Ci sono grandi differenze che stanno proprio nella presenza dell’allenatore, dei compagni di squadra e dei dirigenti nel calcio. Non sei mai solo e coi compagni ci si sostiene a vicenda perché l’obiettivo è comune. Nell’atletica invece corri contro te stesso e il cronometro, quindi se non hai motivazioni è meglio cambiare specialità. Io riesco a trovarle in me stesso e grazie al mio allenatore che mi sprona ogni giorno ed è stato presente anche nei momenti più difficili come gli infortuni. L’ultimo curato giusto in tempo per Tokyo. In questi momenti lui e la mia famiglia sono stati fondamentali perché mi hanno aiutato a far passar il periodo senza farmi perdere la fiducia.

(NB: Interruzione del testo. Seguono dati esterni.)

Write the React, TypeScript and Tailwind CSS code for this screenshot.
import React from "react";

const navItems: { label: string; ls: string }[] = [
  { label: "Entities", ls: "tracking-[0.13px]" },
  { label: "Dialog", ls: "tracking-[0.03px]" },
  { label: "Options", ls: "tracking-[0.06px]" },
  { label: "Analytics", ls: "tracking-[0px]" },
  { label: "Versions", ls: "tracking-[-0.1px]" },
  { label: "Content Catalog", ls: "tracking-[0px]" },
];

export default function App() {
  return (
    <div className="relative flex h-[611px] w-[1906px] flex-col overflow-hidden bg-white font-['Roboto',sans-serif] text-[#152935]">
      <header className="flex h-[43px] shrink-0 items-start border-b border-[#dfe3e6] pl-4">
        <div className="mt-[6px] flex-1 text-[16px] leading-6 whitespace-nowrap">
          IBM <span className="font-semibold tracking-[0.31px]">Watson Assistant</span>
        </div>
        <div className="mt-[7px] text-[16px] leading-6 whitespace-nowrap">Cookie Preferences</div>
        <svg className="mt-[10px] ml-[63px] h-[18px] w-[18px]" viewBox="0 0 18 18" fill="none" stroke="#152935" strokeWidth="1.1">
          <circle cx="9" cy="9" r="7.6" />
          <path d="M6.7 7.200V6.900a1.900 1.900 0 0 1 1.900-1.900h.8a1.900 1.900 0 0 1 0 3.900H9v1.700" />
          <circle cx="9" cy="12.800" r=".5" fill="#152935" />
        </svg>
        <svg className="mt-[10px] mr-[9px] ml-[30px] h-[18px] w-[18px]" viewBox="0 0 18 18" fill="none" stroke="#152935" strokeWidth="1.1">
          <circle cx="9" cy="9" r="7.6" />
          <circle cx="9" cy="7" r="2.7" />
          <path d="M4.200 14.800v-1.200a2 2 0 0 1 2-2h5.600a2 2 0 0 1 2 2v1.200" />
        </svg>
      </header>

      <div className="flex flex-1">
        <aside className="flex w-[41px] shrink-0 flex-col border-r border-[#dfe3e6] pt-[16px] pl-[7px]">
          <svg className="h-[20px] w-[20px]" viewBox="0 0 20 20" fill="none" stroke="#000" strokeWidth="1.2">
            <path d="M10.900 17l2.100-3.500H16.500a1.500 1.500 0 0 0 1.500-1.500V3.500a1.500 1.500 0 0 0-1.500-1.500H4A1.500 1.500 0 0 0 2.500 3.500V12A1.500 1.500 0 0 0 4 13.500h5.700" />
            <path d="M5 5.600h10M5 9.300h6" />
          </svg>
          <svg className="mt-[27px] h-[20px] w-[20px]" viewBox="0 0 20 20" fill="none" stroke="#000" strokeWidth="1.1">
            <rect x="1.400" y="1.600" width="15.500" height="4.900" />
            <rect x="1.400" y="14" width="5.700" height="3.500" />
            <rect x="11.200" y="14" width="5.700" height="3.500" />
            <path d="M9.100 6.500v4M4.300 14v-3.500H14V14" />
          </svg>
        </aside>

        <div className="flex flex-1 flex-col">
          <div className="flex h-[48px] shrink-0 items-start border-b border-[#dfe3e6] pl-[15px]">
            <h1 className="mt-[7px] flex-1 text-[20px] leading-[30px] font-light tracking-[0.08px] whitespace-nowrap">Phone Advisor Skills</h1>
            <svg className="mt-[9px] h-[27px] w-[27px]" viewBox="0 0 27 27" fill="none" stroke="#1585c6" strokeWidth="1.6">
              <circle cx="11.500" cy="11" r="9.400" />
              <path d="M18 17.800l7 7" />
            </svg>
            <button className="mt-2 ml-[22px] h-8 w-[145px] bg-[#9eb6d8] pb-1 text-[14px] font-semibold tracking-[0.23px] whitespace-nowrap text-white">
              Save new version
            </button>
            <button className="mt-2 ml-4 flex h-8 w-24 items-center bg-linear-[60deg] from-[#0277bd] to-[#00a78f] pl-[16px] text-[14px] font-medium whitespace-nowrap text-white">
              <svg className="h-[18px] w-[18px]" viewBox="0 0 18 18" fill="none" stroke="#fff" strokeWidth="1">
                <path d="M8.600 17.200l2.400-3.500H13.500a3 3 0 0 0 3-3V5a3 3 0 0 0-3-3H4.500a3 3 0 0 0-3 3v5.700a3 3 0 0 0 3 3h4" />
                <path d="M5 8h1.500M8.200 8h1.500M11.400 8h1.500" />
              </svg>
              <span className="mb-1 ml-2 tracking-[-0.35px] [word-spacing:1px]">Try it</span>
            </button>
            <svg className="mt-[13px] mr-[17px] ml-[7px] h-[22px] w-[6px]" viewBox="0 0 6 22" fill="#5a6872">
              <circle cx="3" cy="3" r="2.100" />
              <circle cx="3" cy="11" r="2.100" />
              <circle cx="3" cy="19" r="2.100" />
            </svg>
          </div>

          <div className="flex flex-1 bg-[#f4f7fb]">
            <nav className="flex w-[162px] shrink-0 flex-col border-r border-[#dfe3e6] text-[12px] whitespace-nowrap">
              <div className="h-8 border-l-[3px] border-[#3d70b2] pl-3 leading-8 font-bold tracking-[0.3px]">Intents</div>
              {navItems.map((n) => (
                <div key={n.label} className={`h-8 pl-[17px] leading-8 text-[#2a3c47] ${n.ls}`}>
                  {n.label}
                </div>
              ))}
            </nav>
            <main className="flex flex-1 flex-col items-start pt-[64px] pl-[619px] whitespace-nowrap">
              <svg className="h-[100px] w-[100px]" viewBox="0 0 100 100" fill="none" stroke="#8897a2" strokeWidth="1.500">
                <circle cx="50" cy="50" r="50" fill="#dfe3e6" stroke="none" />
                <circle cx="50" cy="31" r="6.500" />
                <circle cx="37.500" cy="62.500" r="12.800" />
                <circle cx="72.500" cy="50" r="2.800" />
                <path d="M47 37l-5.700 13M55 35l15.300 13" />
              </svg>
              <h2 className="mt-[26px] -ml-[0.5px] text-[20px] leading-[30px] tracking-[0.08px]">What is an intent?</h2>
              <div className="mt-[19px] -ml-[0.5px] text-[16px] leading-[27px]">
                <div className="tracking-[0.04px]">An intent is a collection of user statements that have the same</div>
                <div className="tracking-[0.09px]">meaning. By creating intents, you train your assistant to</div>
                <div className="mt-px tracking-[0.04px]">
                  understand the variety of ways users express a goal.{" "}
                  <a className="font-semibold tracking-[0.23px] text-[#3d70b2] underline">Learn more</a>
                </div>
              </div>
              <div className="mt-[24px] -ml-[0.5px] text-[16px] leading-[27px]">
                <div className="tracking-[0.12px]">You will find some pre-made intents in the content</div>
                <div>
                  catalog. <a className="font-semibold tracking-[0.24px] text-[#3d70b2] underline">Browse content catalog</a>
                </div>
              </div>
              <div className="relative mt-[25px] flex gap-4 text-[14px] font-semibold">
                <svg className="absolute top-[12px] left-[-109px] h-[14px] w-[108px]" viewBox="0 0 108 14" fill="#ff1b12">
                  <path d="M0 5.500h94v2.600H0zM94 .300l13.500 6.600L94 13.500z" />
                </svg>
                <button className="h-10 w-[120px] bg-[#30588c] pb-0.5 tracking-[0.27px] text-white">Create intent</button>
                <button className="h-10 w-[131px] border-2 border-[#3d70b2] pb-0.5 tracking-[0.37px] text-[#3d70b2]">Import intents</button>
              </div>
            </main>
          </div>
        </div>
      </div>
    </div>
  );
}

Col tuo allenatore Francesco Garau, che è una leggenda dell’atletica oristanese, che rapporto c’è?
Divino. Nonno e nipote. Ci vediamo quasi ogni giorno da cinque anni e c’è un bellissimo rapporto che va oltre la pista e gli allenamenti, perché mi ha insegnato molto al di là dello sport. È una figura mitologica dell’atletica oristanese e per me lo è anche a livello mondiale. Non posso che ringraziarlo per tutto quello che fa e quest’oro è anche merito suo. Mi hanno detto che dopo la gara si sono sentiti con mio padre e sono rimasti due minuti soltanto a piangere al telefono. Questa medaglia è il giusto riconoscimento per tutto quello che ha fatto e son felice di avergliela portata io.

Quali sono i prossimi obiettivi? Parigi 2024 non è lontana, punti ad una medaglia in singolo?
I prossimi obiettivi sono mondiali ed europei l’anno prossimo. A Parigi preferisco non pensarci troppo, ma fare un passo alla volta fino al 2024. Per una medaglia è tosta, sarebbe già un grande traguardo arrivare in finale, magari nei 200 metri.